Mi permetto qui una piccola divagazione personale: qualche settimane fa al rientro da una breve vacanza in Toscana decido di passare per Firenze da dove mancavo da anni: vado a piazza del duomo (una meraviglia artistica ed un punto di attrazione dei turisti di tutto il mondo) e trovo che, essendo domenica pomeriggio, il battistero è chiuso. Evito, per pudore, i commenti dei numerosi turisti internazionali presenti che peraltro vengono informati sgarbatamente dagli stessi custodi del duomo, evidentemente infastiditi da coloro che invece, essendo i loro clienti, dovrebbero coccolare.

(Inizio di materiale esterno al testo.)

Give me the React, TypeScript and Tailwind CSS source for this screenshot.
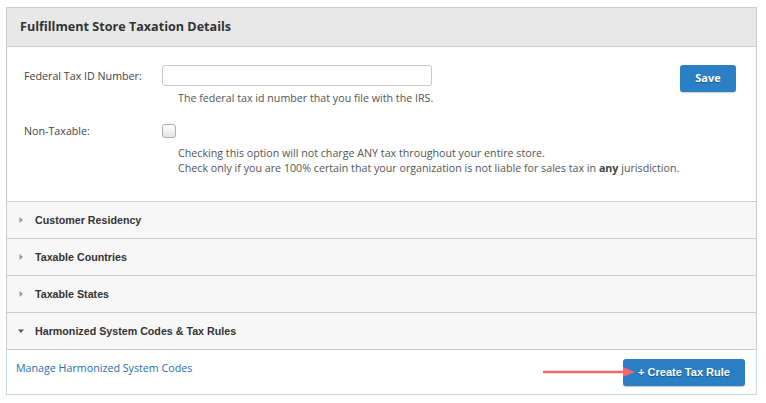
import React from 'react';

const rows = ['Customer Residency', 'Taxable Countries', 'Taxable States'];

function Caret({ open }: { open?: boolean }) {
  return (
    <svg width="8" height="8" viewBox="0 0 8 8" className="shrink-0">
      {open ? (
        <polygon points="1,2.5 7,2.5 4,6" fill="#555" />
      ) : (
        <polygon points="2.5,1 6,4 2.5,7" fill="#999" />
      )}
    </svg>
  );
}

export default function App() {
  return (
    <div className="w-[766px] h-[403px] bg-white pt-[7px] pl-[6px]" style={{ fontFamily: '"Open Sans", sans-serif' }}>
      <div className="w-[751px]">
        <div className="border-t border-x border-[#cccccc]">
          {/* header */}
          <div className="h-[39px] bg-[#e8e8e8] border-b border-[#cccccc] flex items-center pl-[13px]">
            <h2 className="text-[12.6px] font-bold text-[#333]">Fulfillment Store Taxation Details</h2>
          </div>

          {/* form */}
          <div className="h-[154px] flex justify-between pl-[17px] pr-[20px] pt-[18px]">
            <div className="text-[10.7px] text-[#444]">
              <div className="flex items-start">
                <label className="w-[138px] shrink-0 leading-[20px] pt-[1px]">Federal Tax ID Number:</label>
                <div>
                  <input className="block w-[270px] h-[21px] border border-[#c8c8c8] rounded-[3px] bg-white" />
                  <p className="ml-[16px] mt-[5px] leading-[15px] text-[#555]">The federal tax id number that you file with the IRS.</p>
                </div>
              </div>
              <div className="flex items-start mt-[18px]">
                <label className="w-[138px] shrink-0 leading-[15px]">Non-Taxable:</label>
                <div>
                  <div className="w-[14px] h-[14px] border border-[#b0b0b0] rounded-[3px] bg-gradient-to-b from-white to-[#e4e4e4]" />
                  <p className="ml-[16px] mt-[8px] leading-[15px] text-[#555] whitespace-nowrap">
                    Checking this option will not charge ANY tax throughout your entire store.
                    <br />
                    Check only if you are 100% certain that your organization is not liable for sales tax in{' '}
                    <b className="font-bold text-[#444]">any</b> jurisdiction.
                  </p>
                </div>
              </div>
            </div>
            <button className="self-start shrink-0 w-[56px] h-[27px] bg-[#2b80c5] rounded-[3px] text-white text-[11px] font-bold [text-shadow:0_1px_1px_rgba(0,0,0,0.35)] shadow-[0_1px_1px_rgba(0,0,0,0.2)]">
              Save
            </button>
          </div>

          {/* accordion */}
          <div style={{ fontFamily: '"Liberation Sans", Arial, sans-serif' }}>
            {rows.map((r) => (
              <div key={r} className="h-[37px] border-t border-[#cccccc] bg-[#f7f7f7] flex items-center pl-[10px] gap-[10px]">
                <Caret />
                <span className="text-[10.7px] font-bold text-[#333]">{r}</span>
              </div>
            ))}
            <div className="h-[38px] border-t border-b border-[#cccccc] bg-[#f7f7f7] flex items-center pl-[10px] gap-[10px]">
              <Caret open />
              <span className="text-[10.7px] font-bold text-[#333]">Harmonized System Codes &amp; Tax Rules</span>
            </div>
          </div>
        </div>

        {/* body */}
        <div className="h-[45px] border-x border-b border-[#c6d7e8] flex items-center justify-between pl-[9px] pr-[11px]">
          <a className="text-[10.7px] text-[#2a6db0] -mt-[7px]">Manage Harmonized System Codes</a>
          <div className="flex items-center">
            <svg width="92" height="10" viewBox="0 0 92 10" className="-mr-[12px] relative z-10">
              <line x1="0" y1="5" x2="82" y2="5" stroke="#f26b6b" strokeWidth="2.5" />
              <polygon points="80,0 92,5 80,10" fill="#f26b6b" />
            </svg>
            <button
              className="w-[122px] h-[27px] bg-[#2b80c5] rounded-[3px] text-white text-[11px] font-bold [text-shadow:0_1px_1px_rgba(0,0,0,0.4)] shadow-[0_1px_1px_rgba(0,0,0,0.25)]"
              style={{ fontFamily: '"Liberation Sans", Arial, sans-serif' }}
            >
              + Create Tax Rule
            </button>
          </div>
        </div>
      </div>
    </div>
  );
}
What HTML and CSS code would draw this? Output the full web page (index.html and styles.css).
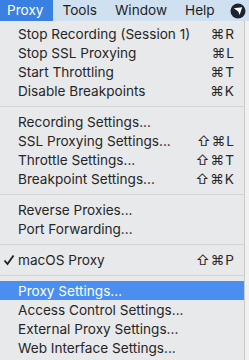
FILE: index.html
```html
<!DOCTYPE html>
<html>

<head>
    <link rel="stylesheet" href="styles.css">
</head>

<body>
    <div class="menubar">
        <span class="menu-title active">Proxy</span>
        <span class="menu-title">Tools</span>
        <span class="menu-title">Window</span>
        <span class="menu-title">Help</span>
        <span class="menu-icon">
            <svg width="16" height="16" viewBox="0 0 16 16">
                <circle cx="8" cy="8" r="7.5" fill="#1b2430" />
                <path d="M3.8 5.2 L12.2 4.2 L9.6 12 L8.2 8.4 Z" fill="#ffffff" />
            </svg>
        </span>
    </div>
    <div class="desktop">
        <div class="dropdown">
            <div class="item"><span class="check"></span><span class="label">Stop Recording (Session 1)</span><span class="key">⌘R</span></div>
            <div class="item"><span class="check"></span><span class="label">Stop SSL Proxying</span><span class="key">⌘L</span></div>
            <div class="item"><span class="check"></span><span class="label">Start Throttling</span><span class="key">⌘T</span></div>
            <div class="item"><span class="check"></span><span class="label">Disable Breakpoints</span><span class="key">⌘K</span></div>
            <div class="sep"></div>
            <div class="item"><span class="check"></span><span class="label">Recording Settings...</span><span class="key"></span></div>
            <div class="item"><span class="check"></span><span class="label">SSL Proxying Settings...</span><span class="key">⇧⌘L</span></div>
            <div class="item"><span class="check"></span><span class="label">Throttle Settings...</span><span class="key">⇧⌘T</span></div>
            <div class="item"><span class="check"></span><span class="label">Breakpoint Settings...</span><span class="key">⇧⌘K</span></div>
            <div class="sep"></div>
            <div class="item"><span class="check"></span><span class="label">Reverse Proxies...</span><span class="key"></span></div>
            <div class="item"><span class="check"></span><span class="label">Port Forwarding...</span><span class="key"></span></div>
            <div class="sep"></div>
            <div class="item">
                <span class="check">
                    <svg width="12" height="12" viewBox="0 0 12 12">
                        <path d="M1.5 6.5 L4.5 10 L10.5 1.5" fill="none" stroke="#1e1e1e" stroke-width="1.8" />
                    </svg>
                </span>
                <span class="label">macOS Proxy</span><span class="key">⇧⌘P</span>
            </div>
            <div class="sep"></div>
            <div class="item selected"><span class="check"></span><span class="label">Proxy Settings...</span><span class="key"></span></div>
            <div class="item"><span class="check"></span><span class="label">Access Control Settings...</span><span class="key"></span></div>
            <div class="item"><span class="check"></span><span class="label">External Proxy Settings...</span><span class="key"></span></div>
            <div class="item"><span class="check"></span><span class="label">Web Interface Settings...</span><span class="key"></span></div>
        </div>
        <div class="window-edge"></div>
    </div>
</body>

</html>
```

FILE: styles.css
```css
body {
    font-family: Inter, "Noto Sans", sans-serif;
    margin: 0;
    width: 249px;
    height: 360px;
    overflow: hidden;
    background-color: #e9eaec;
}

.menubar {
    height: 21px;
    display: flex;
    align-items: center;
    background-color: #cfe0f1;
    font-size: 13.6px;
    color: #1e1e1e;
}

.menu-title {
    height: 21px;
    line-height: 21px;
    padding: 0 9px 0 9px;
}

.menu-title.active {
    background-color: #3a80e2;
    color: white;
    padding: 0 10px 0 7px;
}

.menu-icon {
    margin-left: auto;
    margin-right: 3px;
    display: flex;
}

.desktop {
    display: flex;
    height: 339px;
}

.dropdown {
    width: 244px;
    padding-top: 3px;
    background-color: #e8e9eb;
    font-size: 13.6px;
    color: #262626;
    border-right: 1px solid #c9c9c9;
}

.window-edge {
    flex: 1;
    background-color: #f1f1f1;
}

.item {
    height: 19px;
    display: flex;
    align-items: center;
}

.item.selected {
    background-color: #4a8ff0;
    color: white;
}

.check {
    width: 18px;
    padding-left: 3px;
    box-sizing: border-box;
    display: flex;
}

.label {
    flex: 1;
}

.key {
    padding-right: 9px;
    letter-spacing: 1px;
}

.sep {
    height: 12px;
    display: flex;
    align-items: center;
}

.sep::after {
    content: "";
    flex: 1;
    height: 1px;
    background-color: #d2d3d5;
}
```
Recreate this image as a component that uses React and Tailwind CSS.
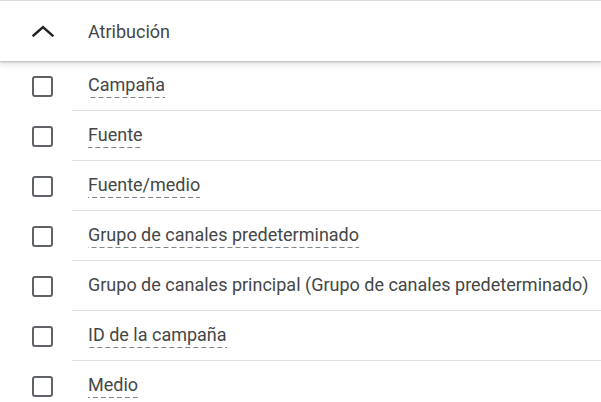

La domanda che mi sorge spontanea è quella se usassimo i soldi pubblici per formare personale qualificato, gentile, che parli inglese e arrivare così a tenere aperti i monumenti e così evitare che i turisti tornati in patria “ci sputtanino” con i loro compatrioti, non sarebbe meglio? Certo come diceva un noto scrittore “lavorare stanca” e stanca ancora di più se bisogna lavorare di domenica a Natale, a Capodanno, di notte, nei giorni di vacanza che però sono i momenti in cui la domanda è maggiore. È forse un caso che il numero dei turisti in entrata in Spagna sia maggiore di quello in Italia? Vogliamo finalmente capire che per attrarre i turisti – sfruttando così uno dei pochi vantaggi competitivi di cui ancora disponiamo e che non ci possono essere comprati – dobbiamo fornire “un servizio” e quindi soddisfare la domanda quando questa si manifesta, poco importa se di domenica, Natale o Pasqua?
Speriamo che almeno questa domenica, i custodi del battistero di Firenze, vadano a votare. Io ci andrò.